Data block:
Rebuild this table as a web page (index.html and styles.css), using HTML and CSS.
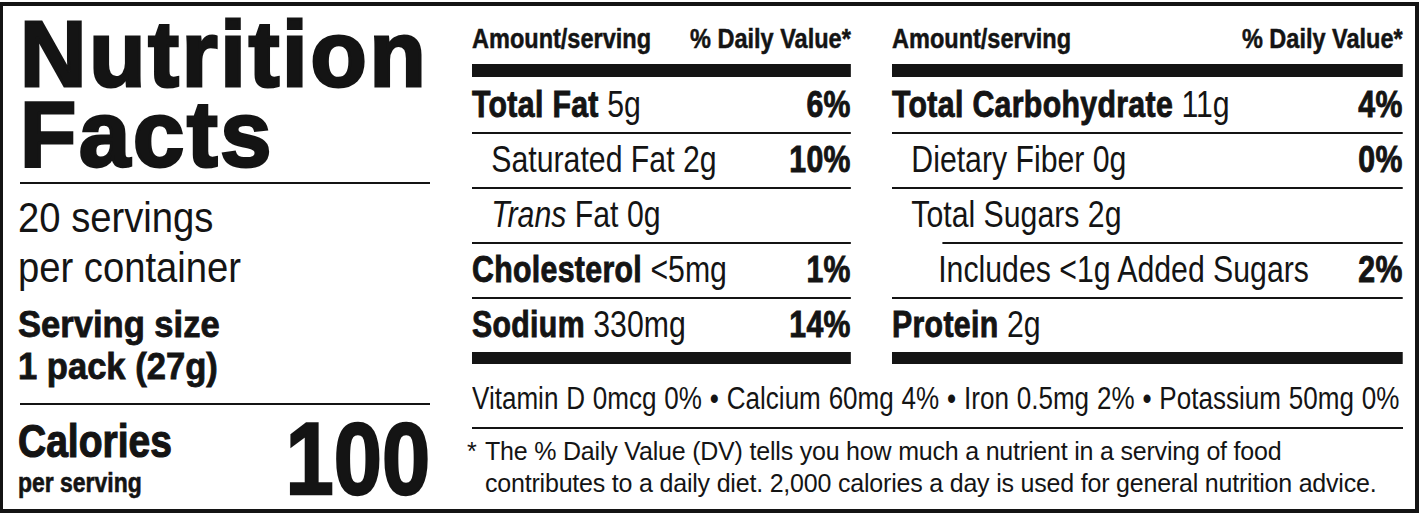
FILE: index.html
```html
<!DOCTYPE html>
<html lang="en">
<head>
<meta charset="utf-8">
<title>Nutrition Facts</title>
<link rel="stylesheet" href="styles.css">
</head>
<body>
<div class="nf">
  <div class="left">
    <div class="title">Nutrition<br>Facts</div>
    <div class="hr"></div>
    <div class="servings">20 servings<br>per container</div>
    <div class="size">Serving size<br>1 pack (27g)</div>
    <div class="hr hr-cal"></div>
    <div class="cal">
      <div class="cal-l">
        <div class="cal-name">Calories</div>
        <div class="cal-per">per serving</div>
      </div>
      <div class="cal-num">100</div>
    </div>
  </div>
  <div class="main">
    <div class="cols">
      <div class="col col-a">
        <div class="hdr"><span>Amount/serving</span><span>% Daily Value*</span></div>
        <div class="bar"></div>
        <div class="row first"><span><b class="b">Total Fat</b> 5g</span><b class="b">6%</b></div>
        <div class="rule"></div>
        <div class="row"><span class="ind">Saturated Fat 2g</span><b class="b">10%</b></div>
        <div class="rule"></div>
        <div class="row"><span class="ind"><i>Trans</i> Fat 0g</span></div>
        <div class="rule"></div>
        <div class="row"><span><b class="b">Cholesterol</b> &lt;5mg</span><b class="b">1%</b></div>
        <div class="rule"></div>
        <div class="row"><span><b class="b">Sodium</b> 330mg</span><b class="b">14%</b></div>
        <div class="bar bar-end"></div>
      </div>
      <div class="col col-b">
        <div class="hdr"><span>Amount/serving</span><span>% Daily Value*</span></div>
        <div class="bar"></div>
        <div class="row first"><span><b class="b">Total Carbohydrate</b> 11g</span><b class="b">4%</b></div>
        <div class="rule"></div>
        <div class="row"><span class="ind">Dietary Fiber 0g</span><b class="b">0%</b></div>
        <div class="rule"></div>
        <div class="row"><span class="ind">Total Sugars 2g</span></div>
        <div class="rule rule-in"></div>
        <div class="row"><span class="ind2">Includes &lt;1g Added Sugars</span><b class="b">2%</b></div>
        <div class="rule"></div>
        <div class="row"><span><b class="b">Protein</b> 2g</span></div>
        <div class="bar bar-end"></div>
      </div>
    </div>
    <div class="vit">Vitamin D 0mcg 0% • Calcium 60mg 4% • Iron 0.5mg 2% • Potassium 50mg 0%</div>
    <div class="rule"></div>
    <div class="foot">
      <span class="ast">*</span>
      <span class="foot-t">The % Daily Value (DV) tells you how much a nutrient in a serving of food<br>contributes to a daily diet. 2,000 calories a day is used for general nutrition advice.</span>
    </div>
  </div>
</div>
</body>
</html>
```

FILE: styles.css
```css
html, body {
  margin: 0;
  padding: 0;
  background: #ffffff;
}

.nf {
  display: flex;
  margin-top: 2px;
  width: 1419px;
  height: 511px;
  box-sizing: border-box;
  border: 4px solid #141414;
  border-left-width: 3px;
  padding: 0 12px 0 15px;
  color: #141414;
  font-family: "Liberation Sans", Arial, sans-serif;
  overflow: hidden;
}

/* ---------- left column ---------- */

.left {
  width: 412px;
  flex: none;
  padding-top: 8px;
}

.title {
  font-weight: 700;
  font-size: 92px;
  line-height: 80px;
  letter-spacing: 2.8px;
  -webkit-text-stroke: 3px #141414;
  margin: 0 0 8px 2px;
}

.hr {
  height: 2px;
  background: #141414;
  margin-left: 2px;
}

.servings {
  margin-top: 9px;
  font-size: 42px;
  line-height: 50px;
  transform: scaleX(0.91);
  transform-origin: 0 0;
}

.size {
  margin-top: 11px;
  font-weight: 700;
  font-size: 36px;
  line-height: 42px;
  -webkit-text-stroke: 0.8px #141414;
  transform: scaleX(0.96);
  transform-origin: 0 0;
}

.hr-cal {
  margin-top: 15px;
}

.cal {
  display: flex;
  justify-content: space-between;
  align-items: flex-start;
  margin-top: 12px;
}

.cal-name {
  font-weight: 700;
  font-size: 47px;
  line-height: 48px;
  -webkit-text-stroke: 1.2px #141414;
  transform: scaleX(0.83);
  transform-origin: 0 0;
}

.cal-per {
  margin-top: 3px;
  font-weight: 700;
  font-size: 27px;
  line-height: 30px;
  -webkit-text-stroke: 0.6px #141414;
  transform: scaleX(0.85);
  transform-origin: 0 0;
}

.cal-num {
  margin-top: -16px;
  font-weight: 700;
  font-size: 102px;
  line-height: normal;
  -webkit-text-stroke: 2.4px #141414;
  transform: scaleX(0.85);
  transform-origin: 100% 0;
}

/* ---------- main area ---------- */

.main {
  width: 931px;
  flex: none;
  margin-left: 42px;
  padding-top: 16px;
}

/* condensed layout: laid out 1/0.84 wider, then squeezed */
.cols {
  display: flex;
  gap: 49px;
  width: 1108px;
  transform: scaleX(0.84);
  transform-origin: 0 0;
}

.col {
  flex: none;
}

.col-a {
  width: 451px;
}

.col-b {
  width: 608px;
}

.hdr {
  display: flex;
  justify-content: space-between;
  font-weight: 700;
  font-size: 28px;
  line-height: 34px;
  -webkit-text-stroke: 0.5px #141414;
}

.bar {
  height: 13px;
  margin-top: 8px;
  background: #141414;
}

.bar-end {
  height: 12px;
  margin-top: 0;
}

.row {
  display: flex;
  justify-content: space-between;
  height: 53px;
  line-height: 52px;
  font-size: 36px;
  white-space: nowrap;
}

.row.first {
  height: 55px;
  line-height: 55px;
}

.b {
  font-weight: 700;
  letter-spacing: 0.4px;
  -webkit-text-stroke: 0.9px #141414;
}

.ind {
  padding-left: 23px;
}

.ind2 {
  padding-left: 55px;
}

.rule {
  height: 2px;
  background: #141414;
}

.rule-in {
  margin-left: 60px;
}

.vit {
  width: 1104px;
  margin-top: 15px;
  margin-bottom: 8px;
  font-size: 31px;
  line-height: 40px;
  text-align: justify;
  text-align-last: justify;
  transform: scaleX(0.84);
  transform-origin: 0 0;
}

.foot {
  display: flex;
  margin-top: 6px;
  margin-left: -5px;
  font-size: 25px;
  line-height: 32px;
  letter-spacing: -0.2px;
}

.ast {
  width: 18px;
  flex: none;
}
```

Your instructions: Show the lines from the data above that contain the string "styles".

Correct result:
Rebuild this table as a web page (index.html and styles.css), using HTML and CSS.
<link rel="stylesheet" href="styles.css">
FILE: styles.css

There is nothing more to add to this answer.